В одном из писем Эдуарду Штейнбергу  он рассказывает о своих проблемах.

«Эд, в письме ты затронул тему «Литературы» в искусстве, очень меня волнующуюся сейчас. В результате многолетних терзаний я пришел к выводу, что лучшее в искусстве – от Иконы, через Рембранта, к Шагалу, - сплошная иллюстрация к Библии и Жизни, с точным обозначением времени и пространства.
   Два года назад я был в Сицилии и увидел греческие театры и храмы, где босиком бегал Архимед. Мне очень хотелось его нарисовать бегущего с криком «Эврика!» Нарисовать не анонимного старика желтого цвета на черном фоне, а именно Архимеда с кудрявой бородой и плешью на голове.
   Работу я загубил, потому что задача оказалась очень сложной; и сохранить «чистую живопись», и не забыть, каким был кувшин у греков. Я выбираю очень популярных и легендарных людей: Икара, Распутина, Гагарина, Сократа в их органической среде плюс мое воображение на композицию и цвет. Как это получается – другое дело, но сделать что-то путное в этом направлении очень хочется.
    Есть ли такая картина «иллюстрация» и «литература»?
    И «да» и «нет»! Тут нужно долго копаться в классическом искусстве высокого сорта, чтоб найти исчерпывающий ответ. Ясно одно – картины «фигуративны», забавны, красочны, необычны по компоновке, потому что я упразднил «земное приятяжение», птицы, звери, люди, топоры «плавают» в пространстве холста, как космонавты вдали от земли, в самых необычных позах.
    На выставке в «арт-клош» таких картин, два метра на полтора, было штук двадцать, и должен похвастать, что они произвели значительное впечатление на художников, а трое из них просто начали без всякого стеснения подражать.
    Вот тебе и вся литература!»

   В книге «Враг народа»  Валентин Воробьев рассказал, как он спас картины Любови Поповой, а мне впору рассказать, как и его, Валентина Воробьева, 6 картин я вытащил из помойки и сдал на хранение в Третьяковскую галерею.
   Было это в ту пору, когда народ ужирался водкой и быстренько уплывал в вечный счастливый мир. «Вся наша жизнь – сплошная Хакамада» - сказал знаменитый философ Арсений Чанышев и вылетел из 18 этажа корпуса «А» Московского Университета.
    После похорон Оли Серебряной, портрет которой есть в книге «Врага народа», я вытащил из её брошенной квартиры на Сухаревки не денежки-банкноты, заплаченные ей Грузинским князем за последнюю фиктивную прописку, а шесть обтертых и сомнительных полотен, которые были оставлены ей «на сохранение» парижским эмигрантом-легендой Валей Воробьем.
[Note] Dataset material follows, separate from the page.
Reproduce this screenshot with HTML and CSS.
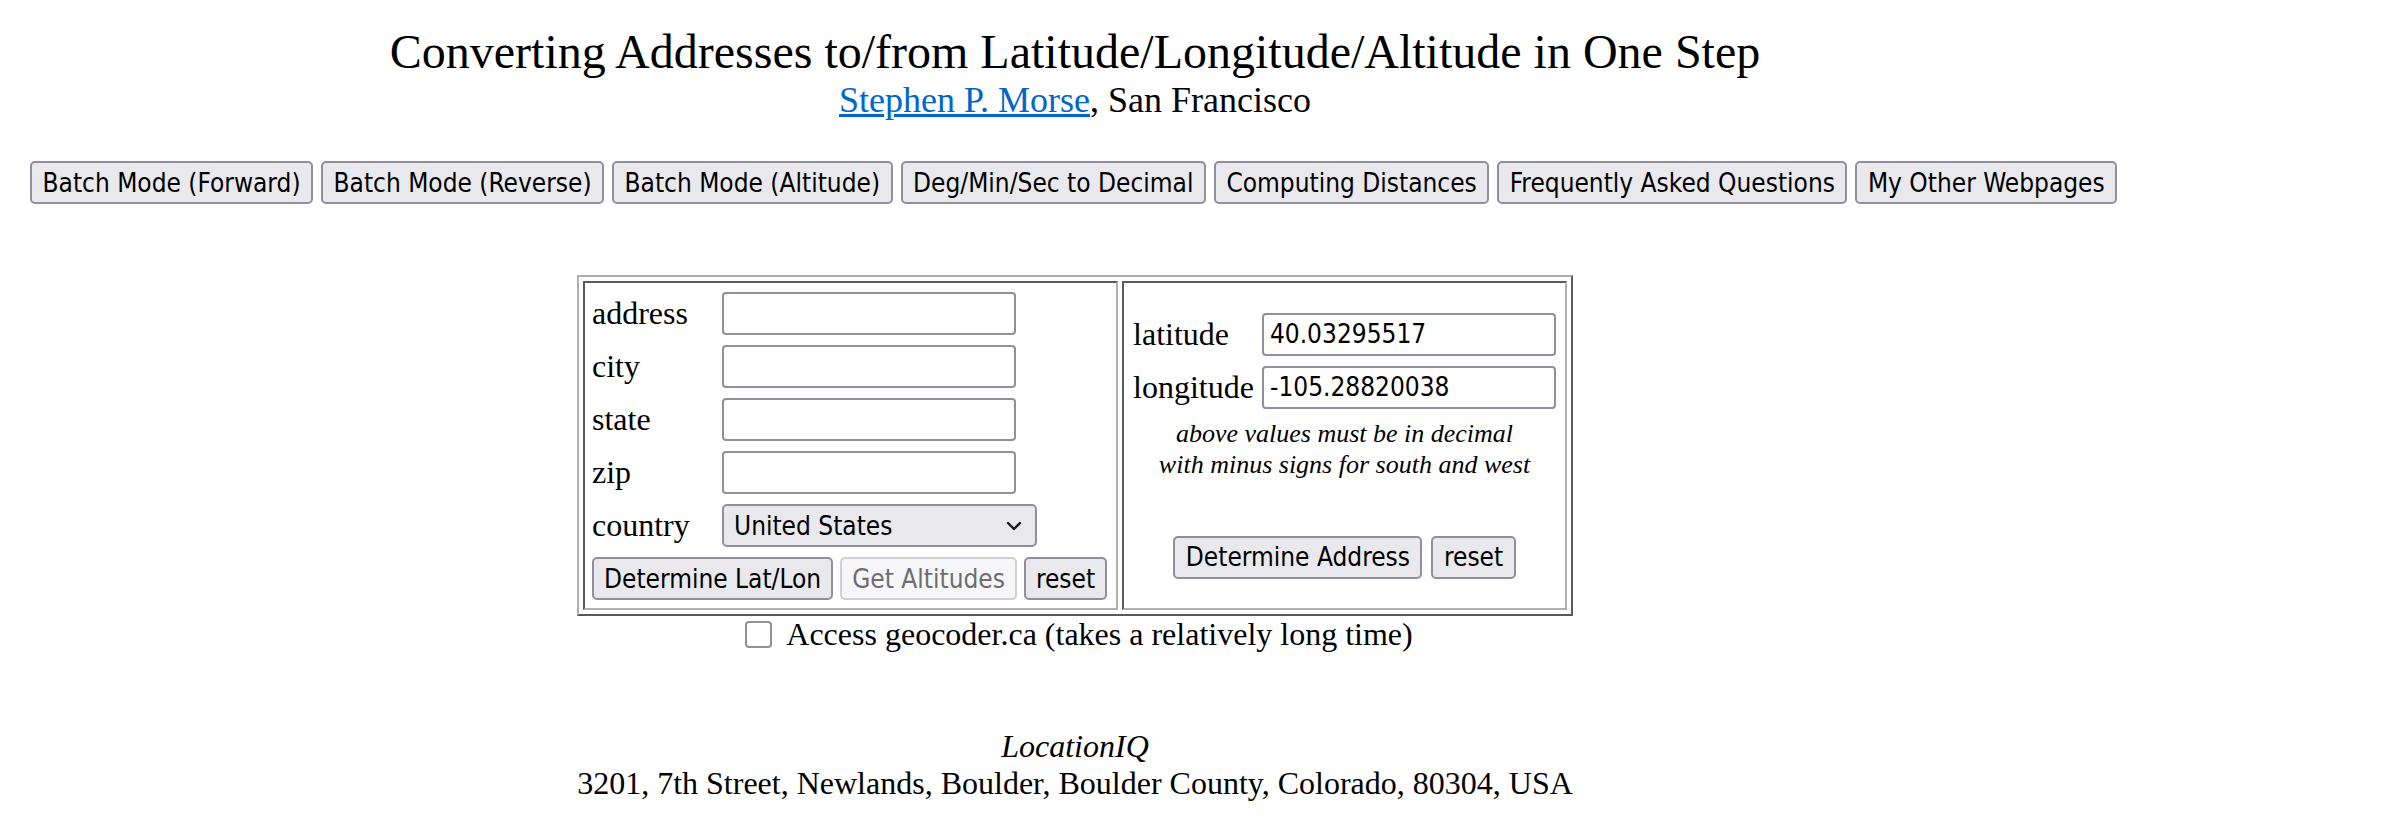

  Так кто же напишет о ценности этих шести обтертых и сомнительных полотен, кто поставит автора их на полочку или воткнет в архивную клетку?  Где искусствоведы, или они только обслуживают Рублевское шоссе, дабы отличить фальшак от подлинного Шишкина?  Где Натальи Шмельковы, или на худой конец Нади Семеновы, вытирающие пыль с попы Владимира Ильича на знаменитом портрете Арнольда Семенова?
    Вот и нужно, оказывается, художнику самому заниматься  самокопательством в своем творчестве, делая замес биографического сказа с ресторанным ценником.

   Валентин Воробьев ясно показал, нужен ли русский художник там, в Париже, и вообще нужен ли он где-то. Он рассказал, как в 60-х они мешались под ногами власти, и потому с ними вынуждены были считаться.  Выходит, художник становится художником только в революционной, обостренной ситуации.

    И если сейчас в Африке, а далее в Италии, Испании и Греции идет волна революции, то можно ожидать, что скоро нужны будут символы, лозунги Окон Роста, а далее козлы отпущения и кандидаты на виселицы.

     Так что  картины нонкоформистов сейчас в цене. Они полоскаются из галереи «Романов» в галерею «Зураб», клонируясь  в виде фальшаков.  В «Винзаводе» выставляются современные картины, срезы гламурной жизни, например: на веревке висит грязное белье, стоят в ряд огнетушители, в бочка рассола рабочий день купается голая авторша.
     Саша Шилов тоже трясется за свою галерею, отданную ему навечно Лужковым в кепке, и не поможет ему умение накапать слезу в глаз умирающего коня. Теперь его стерегут бывшие жены, жаждая урвать кусок с мертвого тела. Раз Лужков рухнул, то и Шилов, и Церетели, кажется, пойдут в ту же степь.